**Exercise requirements:**
From the listing below, copy every line with the word "React".

— begin Dataset content —

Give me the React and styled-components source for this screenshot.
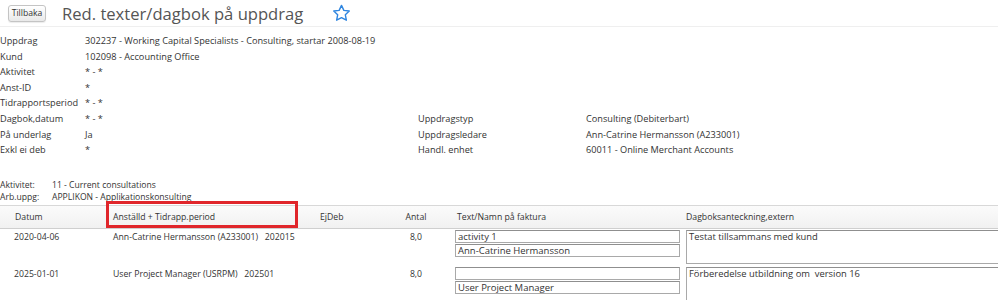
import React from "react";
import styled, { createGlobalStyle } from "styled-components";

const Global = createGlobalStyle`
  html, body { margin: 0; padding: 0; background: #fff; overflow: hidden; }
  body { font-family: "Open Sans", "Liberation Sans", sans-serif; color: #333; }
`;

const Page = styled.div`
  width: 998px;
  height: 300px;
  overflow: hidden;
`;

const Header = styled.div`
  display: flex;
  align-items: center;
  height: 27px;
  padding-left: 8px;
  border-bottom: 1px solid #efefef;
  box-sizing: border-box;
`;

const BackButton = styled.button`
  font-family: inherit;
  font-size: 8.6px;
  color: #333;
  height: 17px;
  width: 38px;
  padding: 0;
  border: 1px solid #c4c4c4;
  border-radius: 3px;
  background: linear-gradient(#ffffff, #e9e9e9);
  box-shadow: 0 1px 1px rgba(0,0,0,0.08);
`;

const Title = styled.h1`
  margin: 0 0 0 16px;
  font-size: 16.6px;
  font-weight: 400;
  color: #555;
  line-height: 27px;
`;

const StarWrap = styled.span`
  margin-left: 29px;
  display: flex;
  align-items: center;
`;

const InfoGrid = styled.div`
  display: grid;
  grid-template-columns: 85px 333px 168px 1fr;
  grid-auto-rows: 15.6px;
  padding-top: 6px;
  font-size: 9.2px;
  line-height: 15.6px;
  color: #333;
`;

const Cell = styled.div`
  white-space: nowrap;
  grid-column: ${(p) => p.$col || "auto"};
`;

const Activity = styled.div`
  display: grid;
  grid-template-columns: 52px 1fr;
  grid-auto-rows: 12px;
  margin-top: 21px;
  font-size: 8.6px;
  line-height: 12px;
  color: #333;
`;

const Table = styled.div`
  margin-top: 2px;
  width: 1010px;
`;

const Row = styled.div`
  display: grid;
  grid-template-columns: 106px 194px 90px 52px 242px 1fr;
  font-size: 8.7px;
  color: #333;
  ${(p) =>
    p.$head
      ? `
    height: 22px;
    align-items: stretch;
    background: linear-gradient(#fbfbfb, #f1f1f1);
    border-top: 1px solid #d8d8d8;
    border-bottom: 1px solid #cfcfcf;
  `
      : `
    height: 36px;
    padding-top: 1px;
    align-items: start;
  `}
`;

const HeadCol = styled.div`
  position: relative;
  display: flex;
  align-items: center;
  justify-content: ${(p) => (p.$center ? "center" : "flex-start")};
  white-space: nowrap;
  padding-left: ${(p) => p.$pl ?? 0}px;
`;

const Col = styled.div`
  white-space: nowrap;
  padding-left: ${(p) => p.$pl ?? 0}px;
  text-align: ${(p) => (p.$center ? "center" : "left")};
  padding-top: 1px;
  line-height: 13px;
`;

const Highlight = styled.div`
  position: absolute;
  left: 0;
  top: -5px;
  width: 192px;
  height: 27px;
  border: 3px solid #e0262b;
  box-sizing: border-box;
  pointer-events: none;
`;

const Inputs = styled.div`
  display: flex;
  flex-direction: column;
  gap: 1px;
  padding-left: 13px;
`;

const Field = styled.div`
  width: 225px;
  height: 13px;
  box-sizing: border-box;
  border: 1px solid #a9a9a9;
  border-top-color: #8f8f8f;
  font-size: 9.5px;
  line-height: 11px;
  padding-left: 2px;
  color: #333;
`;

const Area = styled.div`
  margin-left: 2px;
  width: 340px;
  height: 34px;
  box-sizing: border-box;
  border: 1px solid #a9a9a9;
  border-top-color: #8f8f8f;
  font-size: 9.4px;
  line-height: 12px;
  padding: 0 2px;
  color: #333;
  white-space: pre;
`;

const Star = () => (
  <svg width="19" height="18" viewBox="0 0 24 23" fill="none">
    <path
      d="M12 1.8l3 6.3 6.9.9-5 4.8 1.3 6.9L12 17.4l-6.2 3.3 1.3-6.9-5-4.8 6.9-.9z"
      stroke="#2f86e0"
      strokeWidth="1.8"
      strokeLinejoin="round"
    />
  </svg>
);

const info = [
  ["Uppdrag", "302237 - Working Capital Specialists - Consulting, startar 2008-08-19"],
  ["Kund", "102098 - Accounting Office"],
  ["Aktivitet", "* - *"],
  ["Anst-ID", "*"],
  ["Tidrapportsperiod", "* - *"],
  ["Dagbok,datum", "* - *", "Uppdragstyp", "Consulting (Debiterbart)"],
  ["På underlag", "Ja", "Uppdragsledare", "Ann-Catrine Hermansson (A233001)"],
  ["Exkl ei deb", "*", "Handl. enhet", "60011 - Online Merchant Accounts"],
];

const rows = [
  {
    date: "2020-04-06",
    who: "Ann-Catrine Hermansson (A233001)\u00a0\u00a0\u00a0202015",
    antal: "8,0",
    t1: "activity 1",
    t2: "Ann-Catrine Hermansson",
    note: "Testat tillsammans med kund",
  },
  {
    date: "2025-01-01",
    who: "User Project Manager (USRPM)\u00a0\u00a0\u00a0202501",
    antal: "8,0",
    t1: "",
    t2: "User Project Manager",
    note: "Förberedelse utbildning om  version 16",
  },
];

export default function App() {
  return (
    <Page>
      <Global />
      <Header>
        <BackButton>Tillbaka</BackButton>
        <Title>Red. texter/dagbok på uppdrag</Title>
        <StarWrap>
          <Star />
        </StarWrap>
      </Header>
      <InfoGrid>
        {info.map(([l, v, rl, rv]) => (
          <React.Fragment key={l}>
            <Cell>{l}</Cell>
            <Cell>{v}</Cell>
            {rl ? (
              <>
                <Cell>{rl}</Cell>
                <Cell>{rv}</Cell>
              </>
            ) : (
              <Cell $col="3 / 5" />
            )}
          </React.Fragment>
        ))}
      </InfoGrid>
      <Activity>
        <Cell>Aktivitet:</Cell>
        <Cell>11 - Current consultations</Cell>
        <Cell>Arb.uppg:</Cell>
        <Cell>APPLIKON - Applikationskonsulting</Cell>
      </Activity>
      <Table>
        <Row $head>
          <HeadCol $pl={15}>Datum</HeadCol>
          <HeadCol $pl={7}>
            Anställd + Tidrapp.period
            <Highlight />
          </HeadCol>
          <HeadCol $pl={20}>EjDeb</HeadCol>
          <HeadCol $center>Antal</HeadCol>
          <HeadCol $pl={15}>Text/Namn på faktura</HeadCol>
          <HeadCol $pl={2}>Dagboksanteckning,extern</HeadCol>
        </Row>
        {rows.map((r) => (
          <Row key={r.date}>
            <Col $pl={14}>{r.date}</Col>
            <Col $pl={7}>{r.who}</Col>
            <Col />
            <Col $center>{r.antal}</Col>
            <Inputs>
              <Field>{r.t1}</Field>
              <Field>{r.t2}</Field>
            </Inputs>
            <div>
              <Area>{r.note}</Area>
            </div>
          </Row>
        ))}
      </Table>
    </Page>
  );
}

— end Dataset content —

**Task answer:**
Give me the React and styled-components source for this screenshot.
import React from "react";
          <React.Fragment key={l}>
          </React.Fragment>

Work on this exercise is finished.